Thursday, February 15, 2018

Kay on Amending the US Constitution

Richard S. Kay, University of Connecticut School of Law, has posted Formal and Informal Amendment of the United States Constitution, which is forthcoming in the American Journal of Comparative Law:
This is the United States report submitted for the session on Formal and Informal Constitutional Amendment at the Twentieth Congress of the International Academy of Comparative Law to be held in Fukuoka, Japan in July, 2018. The report reviews the rules of Article V of the United States Constitution that sets out the rules for constitutional amendment and it provides a brief chronology of the twenty-eight amendments adopted to date. It notes a number of potential problems of interpretation associated with Article V. The report considers the widely held assumption that the United States Constitution is one of the hardest, if not the hardest. constitutions in the world to change. It goes on to discuss possible limits on the substance of constitutional amendments.

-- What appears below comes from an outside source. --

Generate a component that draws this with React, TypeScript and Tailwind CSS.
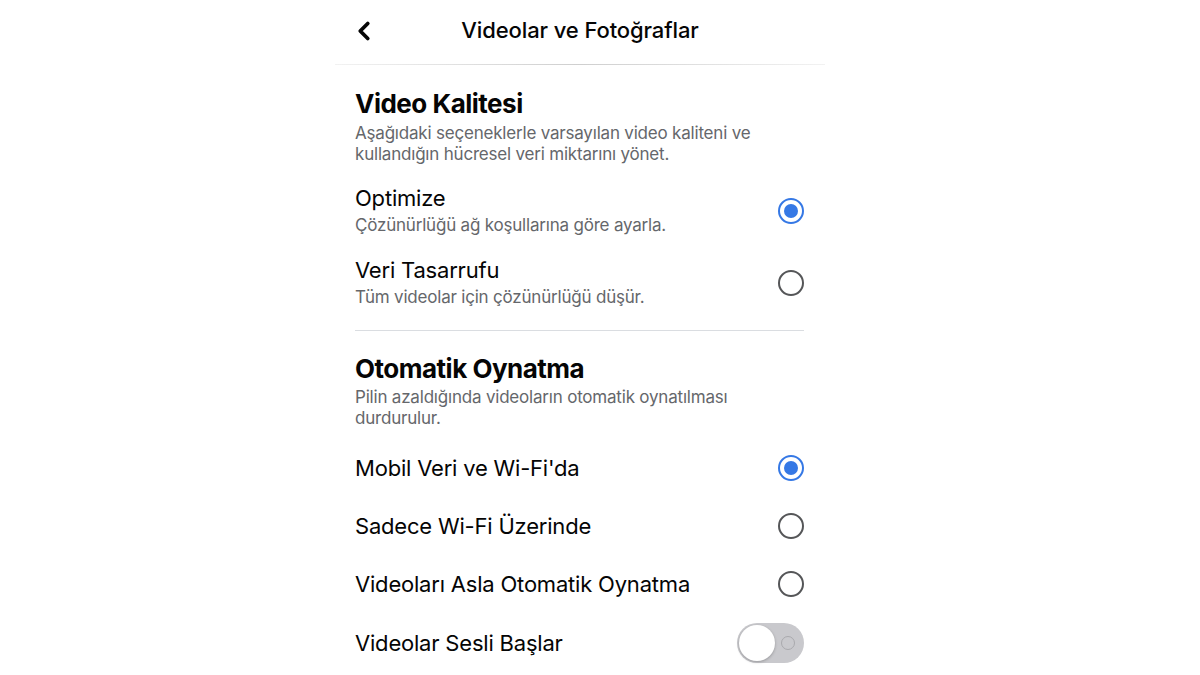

Some of these are set out in Article V but, as some other jurisdictions have recognized, there may be further, implicit restrictions based on the distinction between constitutional amendment and constitutional replacement. Many issues associated with constitutional amendment remain unresolved as a result of the Supreme Court’s reluctance to pronounce on the validity of amendments. Finally, the report compares the Article V process to the very significant constitutional change that has been accomplished through the constitutional interpretation of the United States Supreme Court. It concludes that jurisdictions like the United States where the constitution is treated with undisguised reverence, face a dilemma. Limiting constitutional revision to the formal process will eventually result in a constitution that is radically unsuitable for a modern society. But allowing irregular modification by judges sacrifices the key values of stability and predictability, the reasons we have a written constitution in the first place.